Working for StepChange Debt Charity on international practices to combat nuisance calls made me aware of a wide range of further actions that in my view we should consider in the UK. My own priority list now includes:
- Support much stronger international collaboration, aiming to:
- measure nuisance call levels in comparable ways and share intelligence across borders, so that trends can be tracked (could success in suppressing unwanted calls to one destination simply send them to another?);
- block illicit traffic streams as close as possible to their source;
- devise and implement improved technical solutions in and around networks.
- Commit to moving the UK to an opt-in system for all telemarketing, like the one in Germany (inevitably in some years’ time). Study of the UK call centre industry should clarify how best to preserve jobs.
- Meanwhile, promote the Telephone Preference Scheme (TPS), aiming to reach mobile users (who are only 9.5% of registrations on our TPS, compared with 43% of the Australian Do Not Call register and probably at least 45% in the USA) and vulnerable groups. Regulators in India and Pakistan have required mobile operators to publicise Do Not Call options much more actively than occurs in the UK.
- Review enforcement practice by both ICO and Ofcom, to maximise its effectiveness within existing powers and resources (while pursuing greater flexibility longer term, such as is enjoyed by enforcers in the USA and Canada). We should hear from both regulators:
- What reductions in nuisance calls, over what timescales, can be expected from exercising their existing powers;
- How we will know what effects their enforcement has;
- Whether changes in enforcement practices within existing legal and resource constraints could be worthwhile;
- What legal changes and additional resources could help further, and how much difference they would make to the level of nuisance calls.
- Point consumers to advice that has the best chance of being helpful to them in their particular circumstances. For example, standard advice to “sign up to the TPS” doesn’t help the large majority of us who have already done so.
- Consider outlawing contracts made over the phone unless confirmed in writing, as has been done in Norway.
- Consider a special short code to facilitate quick complaints about unwanted calls (on the lines of the *50 initiative in Canada).
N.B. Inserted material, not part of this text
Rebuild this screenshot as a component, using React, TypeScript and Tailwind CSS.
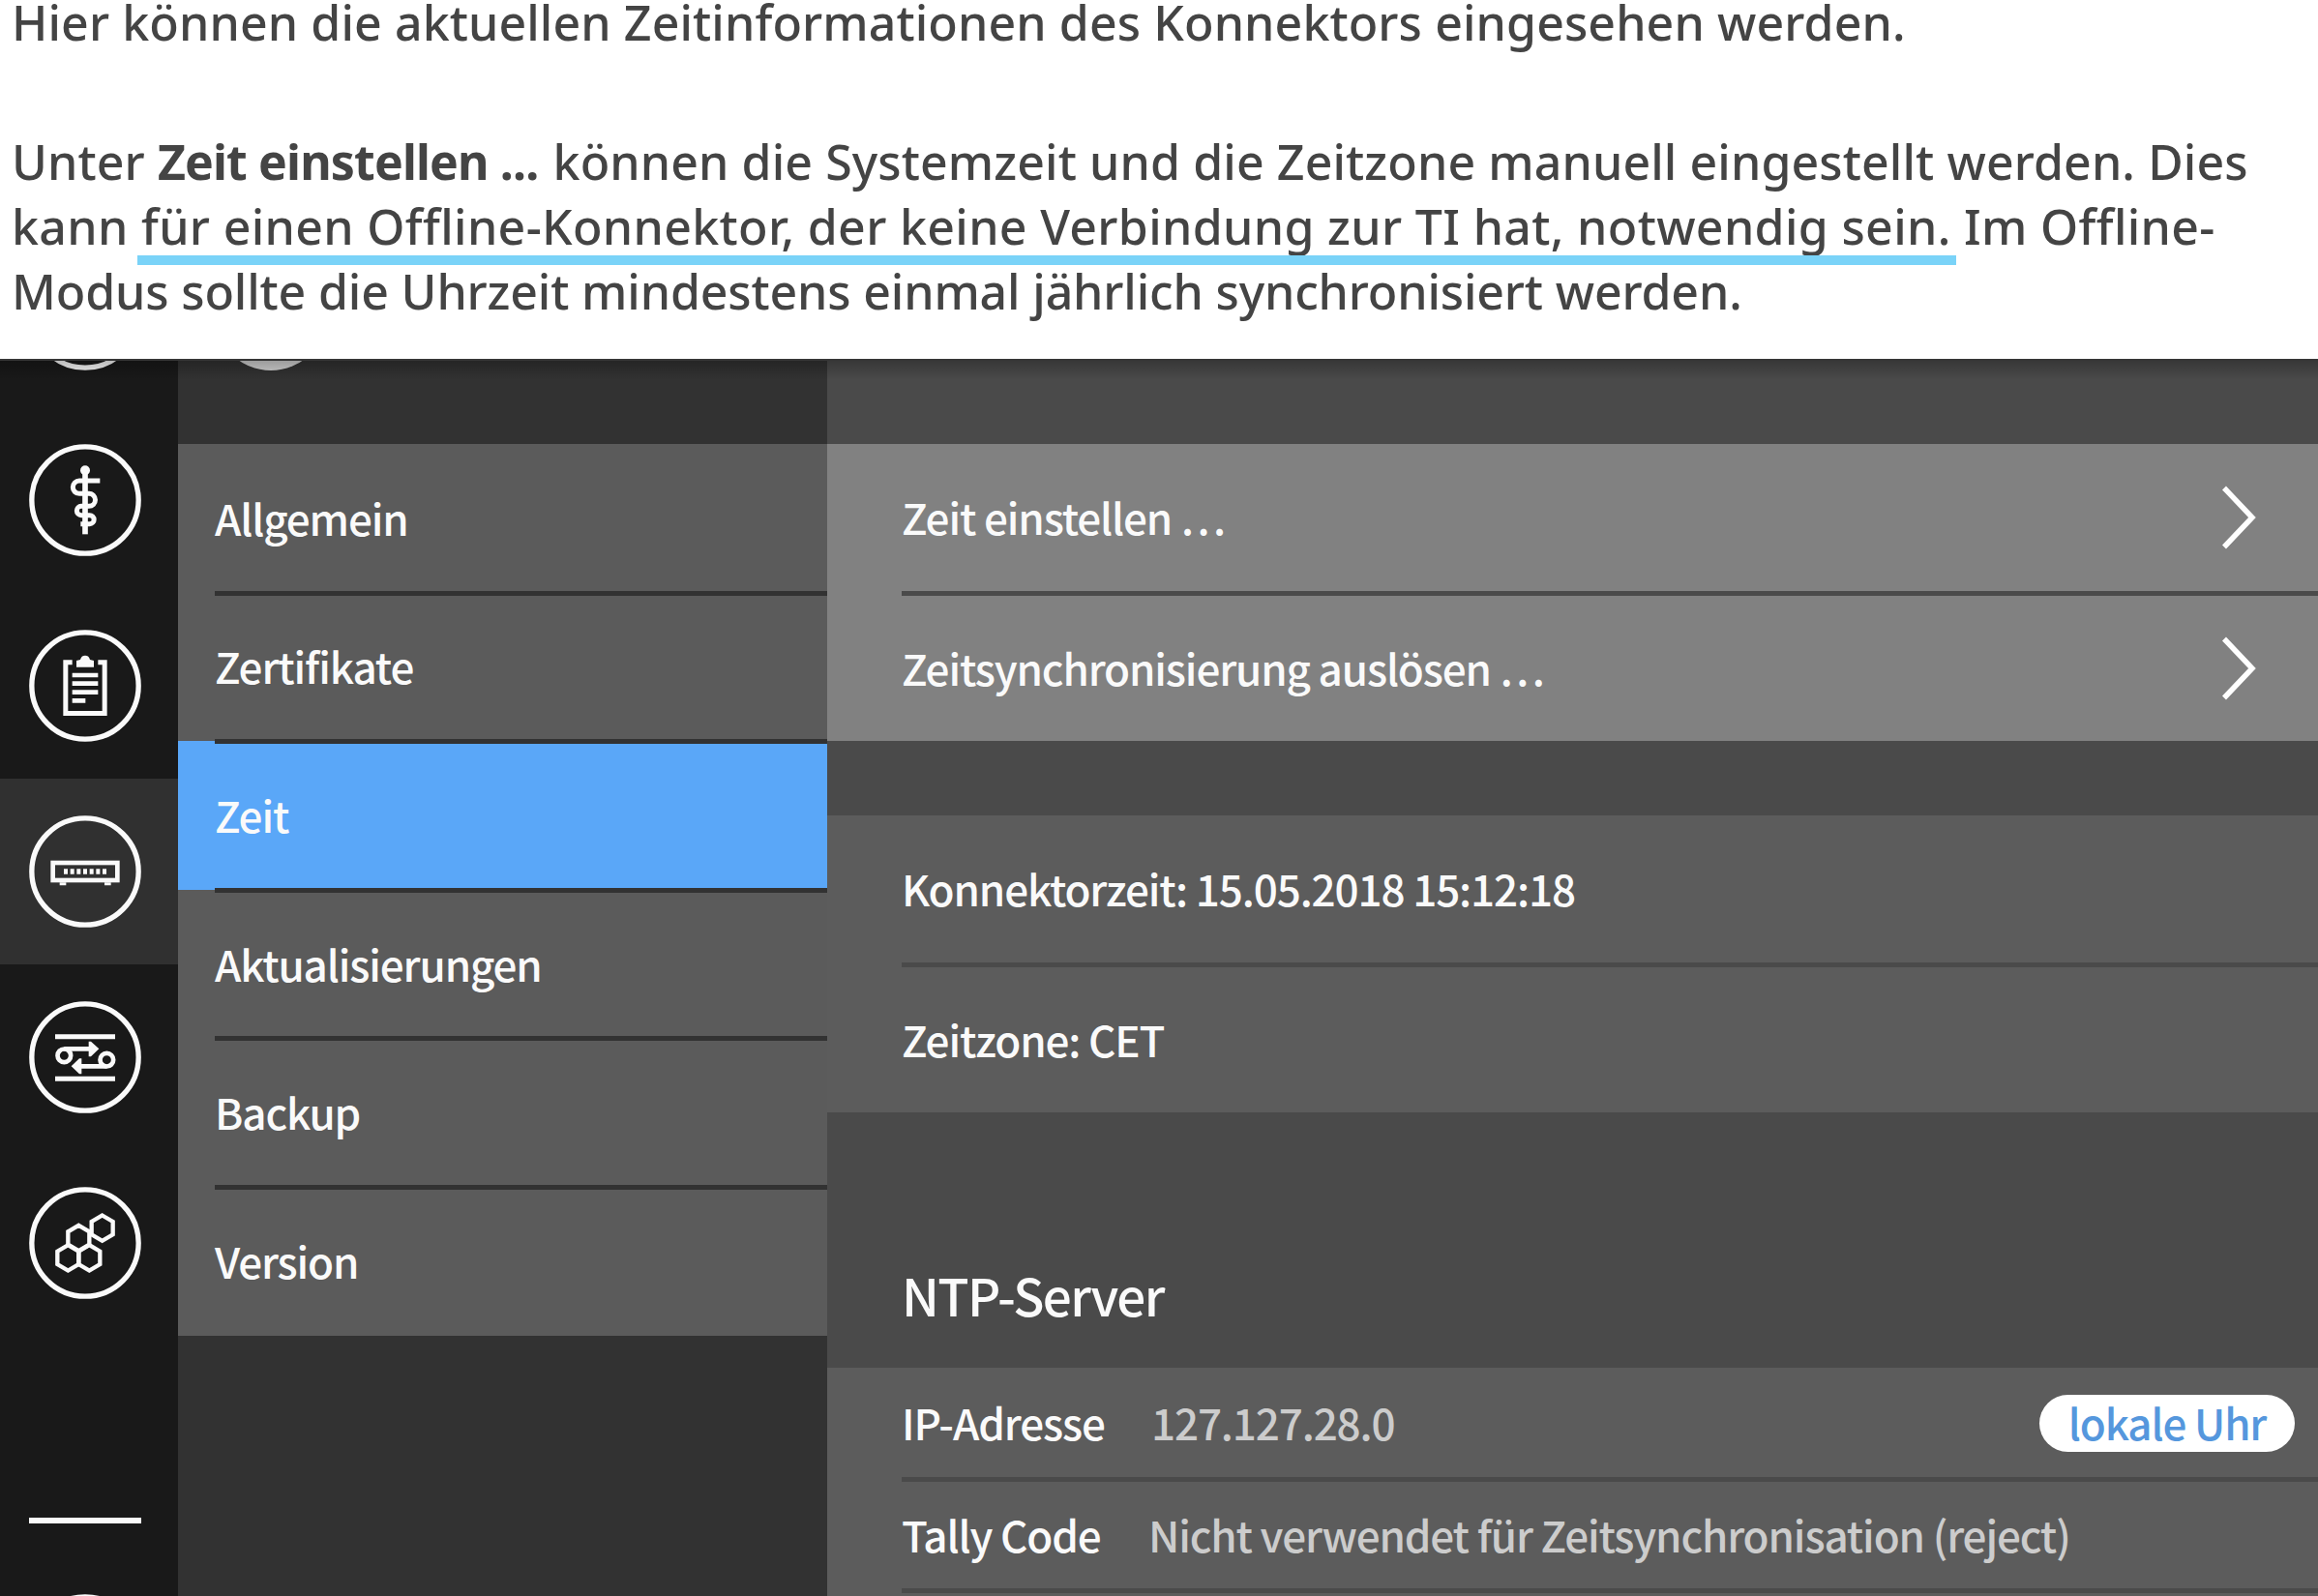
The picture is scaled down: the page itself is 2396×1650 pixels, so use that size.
import type { ReactNode } from "react";

function RoundIcon({ children }: { children?: ReactNode }) {
  return (
    <svg
      viewBox="-174 -174 348 348"
      className="block size-[116px] shrink-0"
      fill="none"
      stroke="#fafafa"
      strokeWidth={14}
    >
      <circle r={165.5} strokeWidth={16} />
      {children}
    </svg>
  );
}

const hexagon = "M0 -39.5L33 -20V20L0 39.5L-33 20V-20Z";

const railIcons: { name: string; active?: boolean; drawing: ReactNode }[] = [
  {
    name: "praxis",
    drawing: (
      <>
        <circle cy={-92} r={15} fill="#fafafa" stroke="none" />
        <path d="M0 -92V106" strokeWidth={17} />
        <path
          d="M46 -60H-18A20 20 0 0 0 -18 -20H12A19.5 19.5 0 0 1 12 19H-12A14 14 0 0 0 -12 47H14A13.5 13.5 0 0 1 14 74H-14"
          strokeWidth={15}
        />
      </>
    ),
  },
  {
    name: "protokoll",
    drawing: (
      <>
        <path d="M-40 -73H-60.5V85.500H60.500V-73H40" strokeWidth={15} />
        <path d="M-27 -58V-78L-15 -81Q-12 -94 0 -94Q12 -94 15 -81L27 -78V-58Z" fill="#fafafa" stroke="none" />
        <path d="M-40 -33H40M-40 -7H40M-40 20H40M-40 46H1" />
      </>
    ),
  },
  {
    name: "konnektor",
    active: true,
    drawing: (
      <>
        <rect x={-100} y={-27} width={200} height={54} />
        <path d="M-79 38H-59M60 38H80" strokeWidth={9} />
        <path d="M-66 0H66" strokeWidth={16} strokeDasharray="12 8" />
      </>
    ),
  },
  {
    name: "netzwerk",
    drawing: (
      <>
        <path d="M-93 -64H93M-93 67H93" strokeWidth={15} />
        <circle cx={-65} cy={-5} r={20.5} />
        <circle cx={67} cy={8} r={20.5} />
        <path d="M-65 -26H16M67 28H-16" />
        <path d="M11 -49H18L43 -26L18 -2H11ZM-11 4H-18L-43 28L-18 52H-11Z" fill="#fafafa" stroke="none" />
      </>
    ),
  },
  {
    name: "module",
    drawing: (
      <g strokeWidth={13}>
        <path d={hexagon} transform="translate(-20 -15)" />
        <path d={hexagon} transform="translate(-53 46)" />
        <path d={hexagon} transform="translate(13 46)" />
        <path d={hexagon} transform="translate(53 -46)" />
      </g>
    ),
  },
];

const menu = ["Allgemein", "Zertifikate", "Zeit", "Aktualisierungen", "Backup", "Version"];

function Chevron() {
  return (
    <svg viewBox="0 0 36 66" className="block h-[66px] w-9" fill="none" stroke="#fff" strokeWidth={5.5}>
      <path d="M3 2.500L32 33L3 63.500" />
    </svg>
  );
}

function Divider({ className }: { className: string }) {
  return <div className={`relative z-10 -mt-[2px] -mb-[3px] h-[5px] ${className}`} />;
}

function ActionRow({ label, className }: { label: string; className: string }) {
  return (
    <div className={`flex h-[153.6px] items-center justify-between bg-[#818181] pr-[64px] pl-[77px] ${className}`}>
      <span className="pb-px">{label}</span>
      <Chevron />
    </div>
  );
}

export default function App() {
  return (
    <div className="flex h-[1650px] w-[2396px] flex-col overflow-hidden bg-white">
      <header className="h-[371px] shrink-0 pl-[12px] font-['Noto_Sans',sans-serif] text-[50px] leading-[67px] font-medium whitespace-nowrap text-[#444]">
        <p className="leading-[47px] tracking-[0.11px]">
          Hier können die aktuellen Zeitinformationen des Konnektors eingesehen werden.
        </p>
        <p className="mt-[87px]">
          <span className="block tracking-[0.11px]">
            Unter <b className="mr-[2px] font-bold tracking-[-0.85px]">Zeit einstellen ...</b> können die Systemzeit und
            die Zeitzone manuell eingestellt werden. Dies
          </span>
          <span className="block tracking-[0.34px]">
            kann{" "}
            <span className="relative">
              für einen Offline-Konnektor, der keine Verbindung zur TI hat, notwendig sein.
              <span className="absolute -right-[5px] -bottom-[6px] -left-[4px] h-[10px] bg-[#7ad3f8]" />
            </span>{" "}
            Im Offline-
          </span>
          <span className="block tracking-[-0.14px]">
            Modus sollte die Uhrzeit mindestens einmal jährlich synchronisiert werden.
          </span>
        </p>
      </header>

      <div className="relative flex h-[1279px] font-['Noto_Sans_CJK_SC',sans-serif] text-[44px] leading-[60px] font-medium tracking-[-1.13px] whitespace-nowrap text-[#fafafa]">
        <nav className="flex w-[184px] shrink-0 flex-col overflow-hidden bg-[#191919]">
          <div className="-mt-[104px] h-[154px] shrink-0 pl-[30px]">
            <RoundIcon />
          </div>
          {railIcons.map((icon) => (
            <div
              key={icon.name}
              className={`flex h-[192px] shrink-0 items-center pl-[30px] ${icon.active ? "bg-[#303030]" : ""}`}
            >
              <RoundIcon>{icon.drawing}</RoundIcon>
            </div>
          ))}
          <div className="mt-[188px] ml-[30px] h-[6px] w-[116px] shrink-0 bg-[#fafafa]" />
          <div className="mt-[73px] shrink-0 pl-[30px]">
            <RoundIcon />
          </div>
        </nav>

        <aside className="w-[671px] shrink-0 overflow-hidden bg-[#323232]">
          <div className="h-[88px]">
            <div className="relative -top-[104px] ml-[38px] size-[116px] rounded-full bg-[#d0d0d0]" />
          </div>
          {menu.map((label, i) => (
            <div key={label}>
              {i > 0 && <Divider className="ml-[38px] bg-[#323232]" />}
              <div
                className={`flex h-[153.6px] items-center pb-[2px] pl-[38px] ${
                  label === "Zeit" ? "bg-[#5aa7f8]" : "bg-[#5b5b5b]"
                }`}
              >
                {label}
              </div>
            </div>
          ))}
        </aside>

        <main className="min-w-0 flex-1 bg-[#4a4a4a]">
          <div className="h-[88px]" />
          <ActionRow label="Zeit einstellen …" className="pb-[2px]" />
          <Divider className="ml-[77px] bg-[#4a4a4a]" />
          <ActionRow label="Zeitsynchronisierung auslösen …" className="pt-[3px]" />

          <div className="mt-[77px] bg-[#5c5c5c] pl-[77px]">
            <div className="flex h-[153.6px] items-center pb-[3px]">Konnektorzeit: 15.05.2018 15:12:18</div>
            <Divider className="bg-[#4a4a4a]" />
            <div className="flex h-[153.6px] items-center">Zeitzone: CET</div>
          </div>

          <h2 className="flex h-[264px] items-end pb-[36px] pl-[77px] text-[53px] leading-[80px] font-medium tracking-[-1.6px]">
            NTP-Server
          </h2>

          <div className="bg-[#5c5c5c] pl-[77px]">
            <div className="flex h-[115px] items-center pr-6 pb-px">
              <span className="w-[258px] pb-[2px]">IP-Adresse</span>
              <span className="flex-1 pb-[2px] text-[#ccc]">127.127.28.0</span>
              <span className="flex h-[59px] w-[264px] items-center justify-center rounded-full bg-white pb-[2px] text-[#5597dd]">
                lokale Uhr
              </span>
            </div>
            <Divider className="bg-[#4a4a4a]" />
            <div className="flex h-[115px] items-center pb-[2px]">
              <span className="w-[255px]">Tally Code</span>
              <span className="text-[#ccc]">Nicht verwendet für Zeitsynchronisation (reject)</span>
            </div>
            <Divider className="bg-[#4a4a4a]" />
            <div className="h-[6px]" />
          </div>
        </main>

        <div className="absolute inset-x-0 top-0">
          <div className="h-[2px] bg-[#363636]" />
          <div className="h-[20px] bg-linear-to-b from-black/25 to-transparent" />
        </div>
      </div>
    </div>
  );
}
- Put in place a co-ordinated effort (across regulators, industry, and concerned consumer groups) to implement chosen measures, with regular reports to all those involved. If it is retained under the next government, the Ministerial Round Table should be an integral part of this.
I note with interest the useful resource page that Ofcom now provides, and that ICO has recently launched a PECR Live Blog to keep devotees in the picture on its enforcement efforts in this area. It looks as if we’re in this for several years yet.
This article gives the views of the author and does not represent the position of the LSE Media Policy Project blog, nor of the London School of Economics and Political Science.